Rick Perry's Fermi Loses $150M In Construction Funding From Prospective Tenant
A potential tenant in Fermi America’s flagship project has pulled out of a deal to help fund the construction of the data center and power production megacampus.
The unnamed company, described as Fermi’s “First Tenant” in a regulatory filing, ended an advance-in-aid-of-construction agreement that would have provided up to $150M to help build the 11-gigawatt data center development in Carson County, Texas. The tenant is still pursuing a potential lease at the project, Fermi disclosed in a filing with the Securities and Exchange Commission on Friday.
The filing spurred a stock sell-off that pushed Fermi’s shares down more than 30% in early Friday trading.

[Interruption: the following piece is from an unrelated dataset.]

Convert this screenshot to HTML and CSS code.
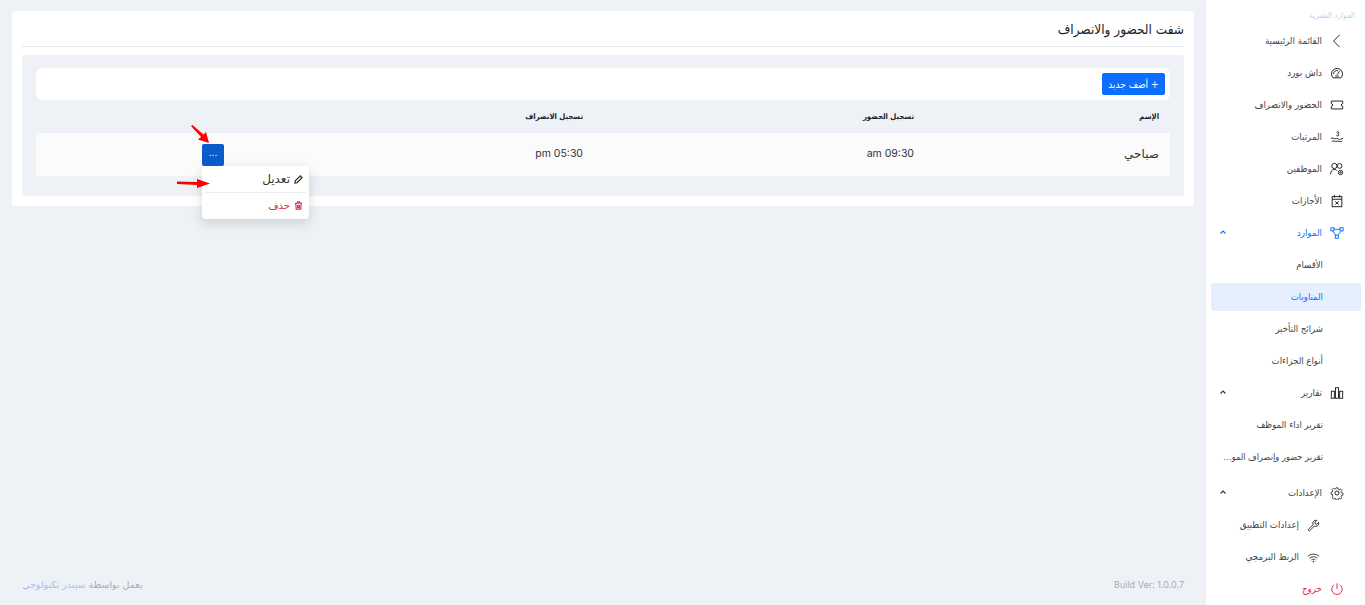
FILE: index.html
```html
<!DOCTYPE html>
<html lang="ar" dir="rtl">
<head>
  <meta charset="UTF-8" />
  <title>شفت الحضور والانصراف</title>
  <link rel="stylesheet" href="styles.css">
</head>
<body>

<aside class="sidebar">
  <div class="side-title">الموارد البشرية</div>
  <nav class="side-nav">
    <a class="item">
      <svg class="ico" viewBox="0 0 16 16"><path d="M11 1 4 8l7 7"/></svg>
      <span>القائمة الرئيسية</span>
    </a>
    <a class="item">
      <svg class="ico" viewBox="0 0 16 16"><path d="M3.500 13.500a6.300 6.300 0 1 1 9 0z"/><path d="M8 10 11 6M4 9a4 4 0 0 1 5.500-3.500M6 11.500h4"/></svg>
      <span>داش بورد</span>
    </a>
    <a class="item">
      <svg class="ico" viewBox="0 0 16 16"><path d="M1.500 3.500h13v3a1.500 1.500 0 0 0 0 3v3h-13v-3a1.500 1.500 0 0 0 0-3z"/></svg>
      <span>الحضور والانصراف</span>
    </a>
    <a class="item">
      <svg class="ico" viewBox="0 0 16 16"><path d="M1 9.500c2-1 3 .5 4.500.5s2-1 3.500 0 2 1 3 .5l3-1M2 13c2-1 3 0 4.500 0s3-.5 4 0 2 .5 3.500-.5"/><path d="M7.500 2.500c1-1.200 3-.6 2.500.8-.3.8-1.500.9-1.500.9 1 0 2 .9 1.500 1.900-.6 1-2.300.9-2.800-.1"/></svg>
      <span>المرتبات</span>
    </a>
    <a class="item">
      <svg class="ico" viewBox="0 0 16 16"><circle cx="5" cy="4.500" r="3"/><circle cx="11" cy="4.500" r="2.700"/><path d="M.7 14c0-3 1.500-5.500 4.300-5.500 1.500 0 2.500.5 3 1.500"/><circle cx="12" cy="12" r="2.500"/><circle cx="12" cy="12" r=".8"/></svg>
      <span>الموظفين</span>
    </a>
    <a class="item">
      <svg class="ico" viewBox="0 0 16 16"><rect x="2.500" y="3" width="11" height="11.500"/><path d="M2.500 6h11M5 1v3M11 1v3M6 8.500l4 3.500M10 8.500l-4 3.500"/></svg>
      <span>الأجازات</span>
    </a>

    <a class="item is-open">
      <svg class="ico" viewBox="0 0 16 16"><rect x="1" y="2" width="3.500" height="3.500"/><rect x="11.500" y="2" width="3.500" height="3.500"/><rect x="6" y="10.500" width="3.500" height="3.500"/><path d="M4.500 3.700h7M3 5.500l3.500 5M13 5.500 9 10.500"/></svg>
      <span>الموارد</span>
      <svg class="caret" viewBox="0 0 10 10"><path d="M2.500 5.500 5 3l2.500 2.500"/></svg>
    </a>
    <a class="item sub">الأقسام</a>
    <a class="item sub is-active">المناوبات</a>
    <a class="item sub">شرائح التأخير</a>
    <a class="item sub">أنواع الجزاءات</a>

    <a class="item">
      <svg class="ico" viewBox="0 0 16 16"><rect x="1.500" y="6" width="3.500" height="8"/><rect x="6.200" y="2" width="3.500" height="12"/><rect x="11" y="6" width="3.500" height="8"/></svg>
      <span>تقارير</span>
      <svg class="caret" viewBox="0 0 10 10"><path d="M2.500 5.500 5 3l2.500 2.500"/></svg>
    </a>
    <a class="item sub">تقرير اداء الموظف</a>
    <a class="item sub"><span class="clip">تقرير حضور وإنصراف الموظفين</span></a>

    <a class="item group-gap">
      <svg class="ico" viewBox="0 0 16 16"><circle cx="8" cy="8" r="2.300"/><path d="M6.800 1.500h2.400l.4 1.900 1.300.6 1.700-1 1.600 1.800-1 1.500.5 1.400 1.800.5v2.500l-1.800.4-.5 1.300 1 1.700-1.700 1.600-1.600-1-1.300.5-.4 1.800H6.800l-.4-1.800-1.300-.5-1.600 1-1.800-1.600 1-1.700L2.200 10l-1.700-.4V7.100l1.700-.5.500-1.400-1-1.500 1.800-1.800 1.600 1 1.300-.6z" transform="translate(.8 .8) scale(.9)"/></svg>
      <span>الإعدادات</span>
      <svg class="caret" viewBox="0 0 10 10"><path d="M2.500 5.500 5 3l2.500 2.500"/></svg>
    </a>
    <a class="item sub-ico">
      <svg class="ico" viewBox="0 0 16 16"><path d="M2 12.500 7.500 7a3.800 3.800 0 0 1 4.500-5.300L9.800 4l.4 2 2 .4 2.200-2.100A3.800 3.800 0 0 1 9 8.700L3.500 14.200a1.100 1.100 0 0 1-1.500-1.700z"/></svg>
      <span>إعدادات التطبيق</span>
    </a>
    <a class="item sub-ico">
      <svg class="ico" viewBox="0 0 16 16"><path d="M1 6.500c4-3.500 10-3.500 14 0M3.200 8.800c3-2.300 6.600-2.300 9.600 0M5.500 11c1.500-1 3.500-1 5 0"/><circle cx="8" cy="13" r=".6"/></svg>
      <span>الربط البرمجي</span>
    </a>
    <a class="item is-logout">
      <svg class="ico" viewBox="0 0 16 16"><path d="M8 1.500V8M4.700 3.200a6 6 0 1 0 6.600 0"/></svg>
      <span>خروج</span>
    </a>
  </nav>
</aside>

<main class="content">
  <section class="card">
    <h1 class="card-title">شفت الحضور والانصراف</h1>
    <div class="panel">
      <div class="toolbar">
        <button class="btn-add">+ أضف جديد</button>
      </div>
      <table class="shifts">
        <colgroup>
          <col class="col-name"><col class="col-in"><col class="col-out"><col>
        </colgroup>
        <thead>
          <tr><th>الإسم</th><th>تسجيل الحضور</th><th>تسجيل الانصراف</th><th></th></tr>
        </thead>
        <tbody>
          <tr>
            <td>صباحي</td>
            <td class="time"><span dir="ltr">am 09:30</span></td>
            <td class="time"><span dir="ltr">pm 05:30</span></td>
            <td class="cell-actions">
              <div class="actions">
                <button class="btn-more">...</button>
                <!-- القائمة -->
                <div class="menu">
                  <a class="menu-item">
                    <svg viewBox="0 0 12 12"><path class="pen-a" d="M2 10l.5-2.500L8 2l2 2-5.500 5.500z"/><path class="pen-b" d="M7.200 2.800l2 2"/></svg>
                    <span>تعديل</span>
                  </a>
                  <a class="menu-item is-danger">
                    <svg viewBox="0 0 12 12"><path d="M2 3.500h8M3 3.500l.5 6.500h5L9 3.500M4.500 3.500 5 2h2l.5 1.500M5 6h2v2H5z"/></svg>
                    <span>حذف</span>
                  </a>
                </div>
                <!-- الأسهم -->
                <svg class="arrow arrow-top" viewBox="0 0 19 19"><path d="M0 1 1.500 0l11 9.500L15 7l3 11-11-3.500 3-2.500z"/></svg>
                <svg class="arrow arrow-side" viewBox="0 0 33 11"><path d="M0 3.500 20 4V1l13 4.500L20 10V7L0 6z"/></svg>
              </div>
            </td>
          </tr>
        </tbody>
      </table>
    </div>
  </section>

  <footer class="foot">
    <div class="build">Build Ver: 1.0.0.7</div>
    <div class="credit">يعمل بواسطة <a>سيبدر تكنولوجي</a></div>
  </footer>
</main>

</body>
</html>
```

FILE: styles.css
```css
* { box-sizing: border-box; }
html, body { height: 100%; }
body {
  margin: 0;
  height: 605px;
  overflow: hidden;
  display: flex;
  font-family: "DejaVu Sans", "Noto Sans", sans-serif;
  font-stretch: condensed;
  background: #eef2f6;
  color: #333;
}

/* Sidebar */
.sidebar {
  width: 159px;
  flex: none;
  background: #fff;
  padding: 9px 4px 0 5px;
}
.side-title { font-size: 8px; line-height: 14px; color: #c3d2e6; padding-right: 6px; margin-bottom: 2px; }
.side-nav { display: flex; flex-direction: column; }
.item {
  height: 32px;
  flex: none;
  display: flex;
  align-items: center;
  gap: 8px;
  padding-right: 17px;
  font-size: 9.7px;
  line-height: 14px;
  color: #444;
  white-space: nowrap;
}
.ico { width: 14px; height: 14px; flex: none; fill: none; stroke: #222; stroke-width: 1.1; }
.caret { width: 10px; height: 10px; margin-right: auto; margin-left: 7px; fill: none; stroke: #333; stroke-width: 1.1; }
.item.is-open, .item.is-open span { color: #0d6efd; }
.item.is-open .ico, .item.is-open .caret { stroke: #0d6efd; }
.sub { padding-right: 38px; font-size: 9.5px; }
.sub.is-active { height: 28px; margin: 2px 0; background: #e5effd; border-radius: 3px; color: #0d6efd; }
.sub-ico { padding-right: 41px; }
.sub-ico .ico { width: 13px; height: 13px; }
.clip { display: block; width: 104px; overflow: hidden; text-overflow: ellipsis; font-size: 9.2px; }
.group-gap { margin-top: 4px; }
.is-logout { color: #e0274f; }
.is-logout .ico { stroke: #e0274f; }

/* Main */
.content { flex: 1; display: flex; flex-direction: column; padding: 11px 12px 0 12px; }
.card { background: #fff; border-radius: 4px; padding: 8px 10px 10px; }
.card-title { margin: 0; height: 28px; font-size: 13.5px; font-weight: 400; line-height: 20px; color: #222; border-bottom: 1px solid #e6eaef; }
.panel { margin-top: 8px; background: #eef2f6; border-radius: 3px; padding: 13px 14px 20px; }
.toolbar { background: #fff; border-radius: 6px; height: 32px; padding: 5px 5px; }
.btn-add {
  display: block;
  height: 22px;
  padding: 0 6.5px;
  border: 0;
  border-radius: 2px;
  background: #0d6efd;
  color: #fff;
  font: condensed 10px "DejaVu Sans", sans-serif;
}
.shifts { width: 100%; border-collapse: collapse; table-layout: fixed; }
.col-name { width: 245px; }
.col-in { width: 331px; }
.col-out { width: 370px; }
.shifts th { height: 33px; padding: 0 11px 1px; text-align: right; font-size: 7.7px; font-weight: 700; color: #222; }
.shifts td { height: 43px; padding: 0 11px 2px; background: #fbfbfb; font-size: 12px; font-stretch: normal; color: #333; }
.shifts td.time { font-family: "Inter", "DejaVu Sans", sans-serif; font-size: 10.5px; }
.shifts td.cell-actions { padding: 0; }

.actions { position: relative; width: 22px; height: 22px; }
.btn-more {
  display: block;
  width: 22px;
  height: 22px;
  border: 0;
  border-radius: 2px;
  padding: 0 0 4px;
  background: #0b5ccb;
  color: #fff;
  font: 9px "DejaVu Sans", sans-serif;
}

/* Dropdown */
.menu {
  position: absolute;
  top: 22px;
  right: -85px;
  width: 107px;
  height: 53px;
  padding: 1px 3px 0;
  background: #fff;
  border-radius: 4px;
  box-shadow: 0 4px 12px rgba(40, 50, 70, 0.18);
  z-index: 5;
}
.menu-item { display: flex; align-items: center; gap: 3px; height: 26px; padding-right: 2px; font-size: 12px; font-stretch: normal; color: #333; border-bottom: 1px solid #eee; }
.menu-item svg { width: 11px; height: 11px; flex: none; fill: none; stroke: #333; stroke-width: 1.2; }
.pen-a { stroke: #222; }
.pen-b { stroke: #e08a20; }
.menu-item.is-danger { border-bottom: 0; font-size: 10px; color: #e0274f; }
.menu-item.is-danger svg { stroke: #e0274f; }

.arrow { position: absolute; fill: #f00; z-index: 6; }
.arrow-top { width: 19px; height: 19px; top: -19px; right: 14px; }
.arrow-side { width: 33px; height: 11px; top: 34px; right: 14px; }

/* Footer */
.foot { margin-top: auto; height: 28px; padding: 0 10px; display: flex; justify-content: space-between; font-size: 10px; line-height: 16px; color: #a8adb4; }
.build { direction: ltr; font-family: "Inter", sans-serif; font-size: 9px; }
.credit { font-stretch: normal; font-size: 9.5px; }
.credit a { color: #9cc2f5; }
```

The firm, co-founded by former Texas Gov. and U.S. Secretary of Energy Rick Perry and Toby Neugebauer of Quantum Energy Partners, went public in early October and raised $682M in its first day of trading as shares surged.
But the stock has been on a downward slide since, in part because investors are growing warier of artificial intelligence investments, but also because the REIT has struggled to find a tenant or financing for its first project. The stock is down more than 60% from its first public trading day.
Fermi didn’t respond to Bisnow’s request for comment Friday morning. The company said in Friday’s SEC filing that it expects to stay on schedule and deliver power to the site next year.
Fermi is ultimately aiming to build a private energy grid to power Project Matador, deploying natural gas, solar and nuclear power solutions to reach its 11 GW target.
A filing with the Nuclear Regulatory Commission indicates that the development would be named the President Donald J. Trump Advanced Energy and Intelligence Campus.
Xcel Energy, a publicly traded energy company based in Minnesota, signed a deal this month to provide 200 MW of power to the campus, starting with 86 MW in January and ramping up to the full capacity.
Fermi said last month that it was negotiating $4B in nonrecourse project financing to build the campus. That type of debt only allows the lender to recover losses from that specific project and not Fermi’s broader assets.
Project Matador site work began in January, and Fermi said in third-quarter results released last month that it expected to begin vertical construction by the end of this year if it is able to execute a definitive lease agreement with a tenant. The first gigawatt of capacity is expected to deliver by the end of 2026.
Fermi hasn’t announced any tenants, and it hasn’t reached a deal with the company in Friday’s SEC filing.
The multiphase Project Matador would start with solar and natural gas before adding a single nuclear reactor as part of the project's third phase. The fourth and final phase would add up to four additional nuclear reactors and has a target delivery date at the end of 2038.
Power procurement has been a key hurdle in the AI-driven data center construction boom, and tech giants and developers are turning to on-site power generation to make sure their servers can stay online.
But talk of an AI bubble is getting louder, and the underperformance of key AI stocks like Nvidia in recent weeks signals that investors of all sizes are spending less freely on the sector.